The drilling instrument on NASA’s Insight was put through its first test last week, but the inaugural digging session fell far short of expectations due to some potentially problematic rocks directly beneath the Mars lander.
When InSight landed on Mars back in November, we were thrilled that the probe ended up in an area free of large rocks. Less obvious, however, was whether any rocks existed beneath the lander, which would inhibit the probe’s ability to bore down into the Martian surface and gather crucial information about the planet’s temperature.
With a workspace free of major obstructions, the probe managed to deploy two of its primary instruments—the seismometer (aka the marsquake detector) and Heat Flow and Physical Properties Package (HP3), the latter of which was put to work for the first time on February 28, according to the German Aerospace Center (Deutsches Zentrum für Luft- und Raumfahrt, or DLR). Nicknamed the “Mole,” the HP3 instrument is designed to drill into the Martian surface and, with a special cable equipped with sensors, take temperature readings along the length of the hole. During its first test, the Mole was shown to work, but it now appears that some inopportunely placed subterranean rocks could inhibit further drilling progress.
The Heat Flow probe, developed by DLR and Polish engineering company Astronika, is equipped with a penetrometer—an autonomous, electrically powered hammer that drives itself deeper into the ground with each pulse. A gear stretches its main spring, producing the hammering, forward-thrusting action. A second spring absorbs the recoil.
During the first test of the HP3 system last week, the device managed to drill down to a depth of 13 centimeters (5 inches) before hitting some rocks. Tests on Earth showed the Mole was capable of shoving smaller stones away, but in a process described as “very time-consuming,” according to DLR.
“On its way into the depths, the mole seems to have hit a stone, tilted about 15 degrees and pushed it aside or passed it,” said HP3 principle investigator Tilman Spohn in a DLR press release.
The Mole then encountered another rock at a greater depth and was unable to proceed any deeper; mission planners were forced to stop after the four-hour drilling window expired.

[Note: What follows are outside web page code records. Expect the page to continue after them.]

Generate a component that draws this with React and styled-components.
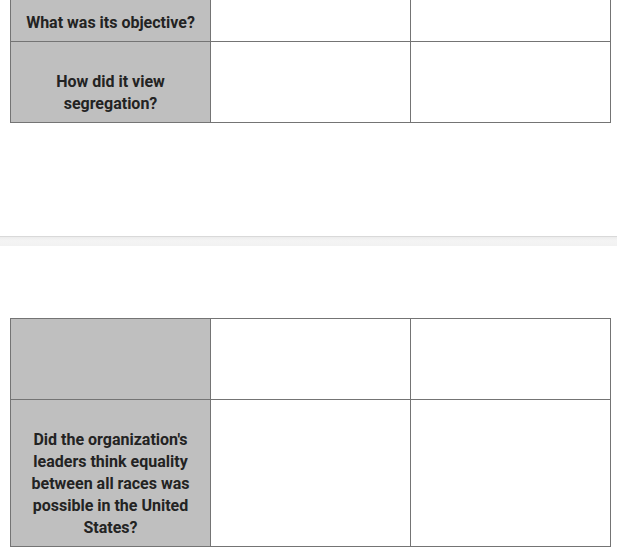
import React from "react";
import styled, { createGlobalStyle } from "styled-components";

const GlobalStyle = createGlobalStyle`
  html, body {
    margin: 0;
    padding: 0;
    background: #ffffff;
    overflow: hidden;
  }
  body {
    font-family: Roboto, "Liberation Sans", Arial, sans-serif;
  }
`;

const Page = styled.div`
  display: flex;
  flex-direction: column;
  margin-top: -18px;
`;

const Section = styled.div`
  padding: 0 10px;
`;

const Table = styled.div`
  display: grid;
  grid-template-columns: 200px 200px 200px;
  border-top: 1px solid #747474;
  border-left: 1px solid #747474;
  width: 601px;
  box-sizing: border-box;
`;

const Cell = styled.div`
  box-sizing: border-box;
  min-height: ${(props) => (props.short ? 59 : 81)}px;
  padding: 29px 14px 7px;
  border-right: 1px solid #747474;
  border-bottom: 1px solid #747474;
  background: ${(props) => (props.header ? "#bfbfbf" : "#ffffff")};
  color: #232323;
  font-size: 16px;
  font-weight: 700;
  line-height: 22px;
  text-align: center;
`;

const Divider = styled.div`
  height: 10px;
  margin: 113px 0 72px;
  box-sizing: border-box;
  border-top: 1px solid #d9d9d9;
  background: linear-gradient(#ececec, #f4f4f4 40%, #f2f2f2);
`;

const Row = ({ label, short }) => (
  <>
    <Cell header short={short}>
      {label}
    </Cell>
    <Cell short={short} />
    <Cell short={short} />
  </>
);

const App = () => (
  <React.Fragment>
    <GlobalStyle />
    <Page>
      <Section>
        <Table>
          <Row label="What was its objective?" short />
          <Row label="How did it view segregation?" />
        </Table>
      </Section>
      <Divider />
      <Section>
        <Table>
          <Row label="" />
          <Row label="Did the organization's leaders think equality between all races was possible in the United States?" />
        </Table>
      </Section>
    </Page>
  </React.Fragment>
);

export default App;
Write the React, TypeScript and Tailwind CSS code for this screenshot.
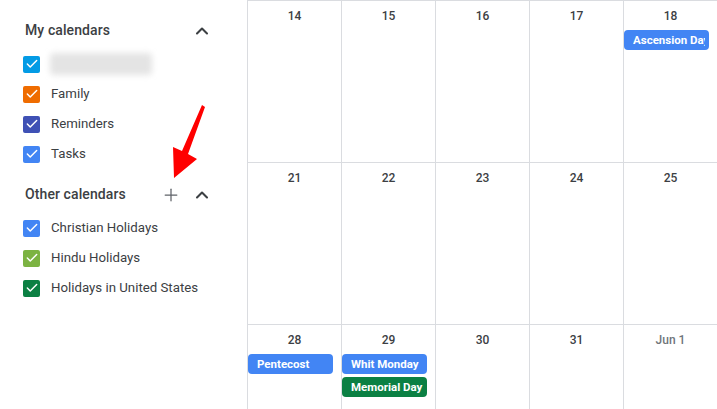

By the end of the session—some 4,000 hammer blows later—the Mole managed to drill down to a depth of 50 centimeters (19.5 inches). This, according to the Associated Press, fell far short of expectations.
“This is not very good news for me because although the hammer is proving itself... the Mars environment is not very favorable to us,” Jerzy Grygorczuk, chief engineer of Astronika, told AP.
Another four-hour drilling session should happen soon, but mission planners have to wait for the system to cool down first. The hammering action causes friction, which in turn generates heat; several hours of hammering requires a two-day cooling period. Ideally, as the HP3 experiment proceeds toward the goal of drilling a hole 3 to 5 meters (10 to 16 feet) deep, the project will involve a series of four-hour drilling sessions, followed by two-day cooling periods and a day to take temperature readings.
A five-meter long ribbon cable equipped with over a dozen sensors will measure temperature at various depths. Once drilling is complete, the temperature will be measured by all of the sensors at 15-minute intervals for several months. The ultimate goal of the HP3 experiment is to measure changes in heat with depth, and subsequently the heat flow from the interior of the Red Planet.
Mission planners are hoping to conduct more drilling sessions over the next few weeks, but this assumes no impenetrable rocks are lurking below. This would be bad news, as the HP3 system cannot be relocated to another position around the lander. The Mole, as it drills down, is pulling the ribbon cable along with it, and the system is not designed to move or retract in the opposite direction.
So this is a frustrating start to the HP3 phase of the project, in what has otherwise been a spectacularly successful mission to Mars. But we shouldn’t get ahead ourselves—the next drilling session could result in something quite positive.